- Rows:
▶
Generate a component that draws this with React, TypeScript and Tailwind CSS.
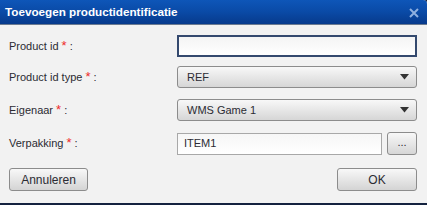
◀
▶
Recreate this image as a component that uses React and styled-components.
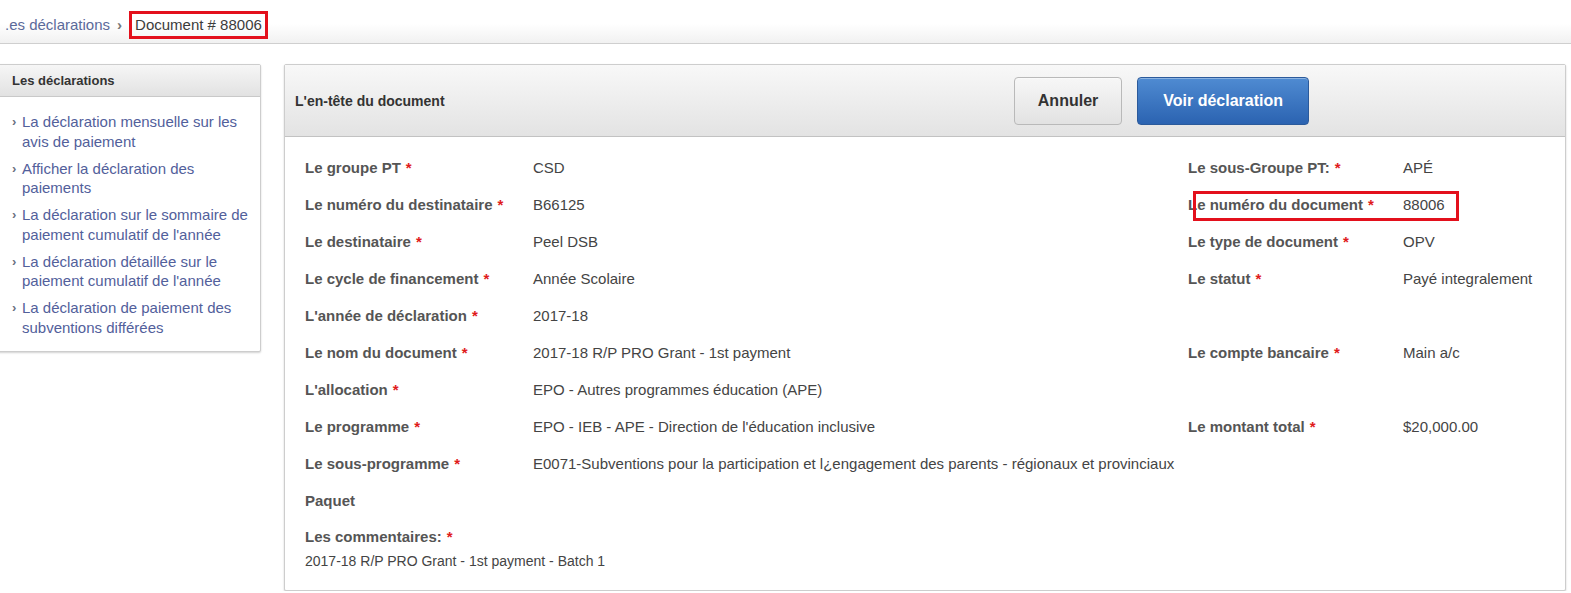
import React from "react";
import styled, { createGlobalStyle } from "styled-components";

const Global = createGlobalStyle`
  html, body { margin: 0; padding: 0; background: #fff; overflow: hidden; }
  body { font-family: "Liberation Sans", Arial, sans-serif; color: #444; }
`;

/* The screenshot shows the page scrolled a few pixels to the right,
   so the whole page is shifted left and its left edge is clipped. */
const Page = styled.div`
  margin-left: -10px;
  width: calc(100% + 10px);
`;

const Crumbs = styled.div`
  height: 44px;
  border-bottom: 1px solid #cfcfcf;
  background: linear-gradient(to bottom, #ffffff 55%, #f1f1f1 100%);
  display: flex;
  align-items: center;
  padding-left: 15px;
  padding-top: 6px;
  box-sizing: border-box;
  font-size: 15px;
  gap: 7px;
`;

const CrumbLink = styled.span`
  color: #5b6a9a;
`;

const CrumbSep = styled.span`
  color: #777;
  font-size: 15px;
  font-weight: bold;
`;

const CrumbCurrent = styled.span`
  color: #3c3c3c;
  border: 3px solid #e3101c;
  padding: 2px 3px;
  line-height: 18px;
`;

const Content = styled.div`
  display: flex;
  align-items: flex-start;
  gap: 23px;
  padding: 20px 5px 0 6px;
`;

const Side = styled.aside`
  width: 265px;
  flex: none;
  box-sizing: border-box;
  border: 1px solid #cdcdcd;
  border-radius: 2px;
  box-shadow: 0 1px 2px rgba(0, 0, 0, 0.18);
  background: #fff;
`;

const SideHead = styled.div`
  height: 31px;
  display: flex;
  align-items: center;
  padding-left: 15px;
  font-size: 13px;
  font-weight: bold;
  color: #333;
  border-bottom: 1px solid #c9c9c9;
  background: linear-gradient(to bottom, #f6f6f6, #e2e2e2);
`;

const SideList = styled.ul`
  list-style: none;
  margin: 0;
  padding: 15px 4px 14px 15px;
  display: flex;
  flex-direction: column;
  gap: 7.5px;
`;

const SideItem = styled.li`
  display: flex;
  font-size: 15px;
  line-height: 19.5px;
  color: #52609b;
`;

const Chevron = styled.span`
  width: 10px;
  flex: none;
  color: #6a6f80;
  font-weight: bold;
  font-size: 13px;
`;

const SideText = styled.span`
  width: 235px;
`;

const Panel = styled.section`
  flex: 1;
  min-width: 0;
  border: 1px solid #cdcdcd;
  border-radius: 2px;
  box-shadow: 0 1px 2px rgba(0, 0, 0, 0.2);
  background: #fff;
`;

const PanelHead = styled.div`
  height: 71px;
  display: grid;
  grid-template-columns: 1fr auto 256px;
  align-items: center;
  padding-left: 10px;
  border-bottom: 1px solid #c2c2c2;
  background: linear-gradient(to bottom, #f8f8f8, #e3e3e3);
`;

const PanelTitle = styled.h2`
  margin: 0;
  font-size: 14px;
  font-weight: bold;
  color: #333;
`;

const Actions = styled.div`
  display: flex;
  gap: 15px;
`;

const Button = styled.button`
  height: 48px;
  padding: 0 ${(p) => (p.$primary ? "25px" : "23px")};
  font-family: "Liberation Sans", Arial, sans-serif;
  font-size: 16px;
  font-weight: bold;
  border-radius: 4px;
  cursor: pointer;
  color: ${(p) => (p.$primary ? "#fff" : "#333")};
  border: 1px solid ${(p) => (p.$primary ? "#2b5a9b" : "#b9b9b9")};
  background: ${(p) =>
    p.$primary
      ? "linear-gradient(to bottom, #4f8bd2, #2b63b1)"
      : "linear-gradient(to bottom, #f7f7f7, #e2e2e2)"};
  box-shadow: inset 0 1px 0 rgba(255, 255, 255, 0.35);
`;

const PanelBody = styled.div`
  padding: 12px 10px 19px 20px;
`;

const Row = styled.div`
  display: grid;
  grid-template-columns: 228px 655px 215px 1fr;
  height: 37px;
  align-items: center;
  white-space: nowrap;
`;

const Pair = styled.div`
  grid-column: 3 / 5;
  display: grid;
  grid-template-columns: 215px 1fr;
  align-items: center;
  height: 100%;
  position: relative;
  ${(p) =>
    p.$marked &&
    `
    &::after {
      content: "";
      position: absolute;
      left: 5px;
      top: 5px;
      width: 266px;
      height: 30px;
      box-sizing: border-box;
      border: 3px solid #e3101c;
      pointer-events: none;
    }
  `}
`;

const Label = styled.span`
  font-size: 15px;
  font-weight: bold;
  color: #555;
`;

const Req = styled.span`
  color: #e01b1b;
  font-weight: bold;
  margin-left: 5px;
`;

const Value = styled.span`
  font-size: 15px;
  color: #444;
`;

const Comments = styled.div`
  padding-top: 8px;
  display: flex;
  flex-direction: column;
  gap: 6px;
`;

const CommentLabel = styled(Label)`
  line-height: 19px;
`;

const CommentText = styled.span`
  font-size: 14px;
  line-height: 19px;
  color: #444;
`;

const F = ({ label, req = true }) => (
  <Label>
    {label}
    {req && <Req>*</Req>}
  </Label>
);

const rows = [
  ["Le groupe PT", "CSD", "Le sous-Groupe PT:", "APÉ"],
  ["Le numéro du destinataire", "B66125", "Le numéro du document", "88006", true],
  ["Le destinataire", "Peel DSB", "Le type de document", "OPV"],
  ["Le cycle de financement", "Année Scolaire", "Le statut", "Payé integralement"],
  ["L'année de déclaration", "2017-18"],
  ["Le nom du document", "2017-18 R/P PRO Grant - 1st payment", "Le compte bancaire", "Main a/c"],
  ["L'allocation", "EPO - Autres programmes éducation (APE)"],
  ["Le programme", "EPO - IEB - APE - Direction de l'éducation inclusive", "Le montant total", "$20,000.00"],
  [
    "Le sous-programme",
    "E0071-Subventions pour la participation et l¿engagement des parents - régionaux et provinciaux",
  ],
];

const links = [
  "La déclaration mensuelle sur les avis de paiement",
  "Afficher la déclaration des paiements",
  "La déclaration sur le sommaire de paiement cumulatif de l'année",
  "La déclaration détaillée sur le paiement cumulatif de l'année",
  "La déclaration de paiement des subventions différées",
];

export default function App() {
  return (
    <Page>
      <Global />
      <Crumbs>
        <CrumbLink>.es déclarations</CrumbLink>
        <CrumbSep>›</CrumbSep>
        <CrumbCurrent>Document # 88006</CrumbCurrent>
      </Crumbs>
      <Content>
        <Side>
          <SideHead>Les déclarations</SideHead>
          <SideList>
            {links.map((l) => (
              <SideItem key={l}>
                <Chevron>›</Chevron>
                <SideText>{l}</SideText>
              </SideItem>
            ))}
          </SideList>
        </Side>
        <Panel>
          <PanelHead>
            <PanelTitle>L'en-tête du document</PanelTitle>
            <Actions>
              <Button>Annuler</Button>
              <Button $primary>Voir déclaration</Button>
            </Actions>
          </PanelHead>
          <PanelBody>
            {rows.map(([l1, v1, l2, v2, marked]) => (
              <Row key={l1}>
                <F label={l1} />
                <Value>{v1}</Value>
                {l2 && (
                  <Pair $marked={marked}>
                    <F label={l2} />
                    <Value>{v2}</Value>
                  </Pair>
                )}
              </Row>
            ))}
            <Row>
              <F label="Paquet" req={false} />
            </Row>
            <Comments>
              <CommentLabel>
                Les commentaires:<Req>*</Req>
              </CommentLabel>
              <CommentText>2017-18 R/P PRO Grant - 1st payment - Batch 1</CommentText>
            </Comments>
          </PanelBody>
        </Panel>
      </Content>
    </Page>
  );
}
◀
- Objective: Find and copy each line above that includes the string "React".

- Solved exercise:
Generate a component that draws this with React, TypeScript and Tailwind CSS.
Recreate this image as a component that uses React and styled-components.
import React from "react";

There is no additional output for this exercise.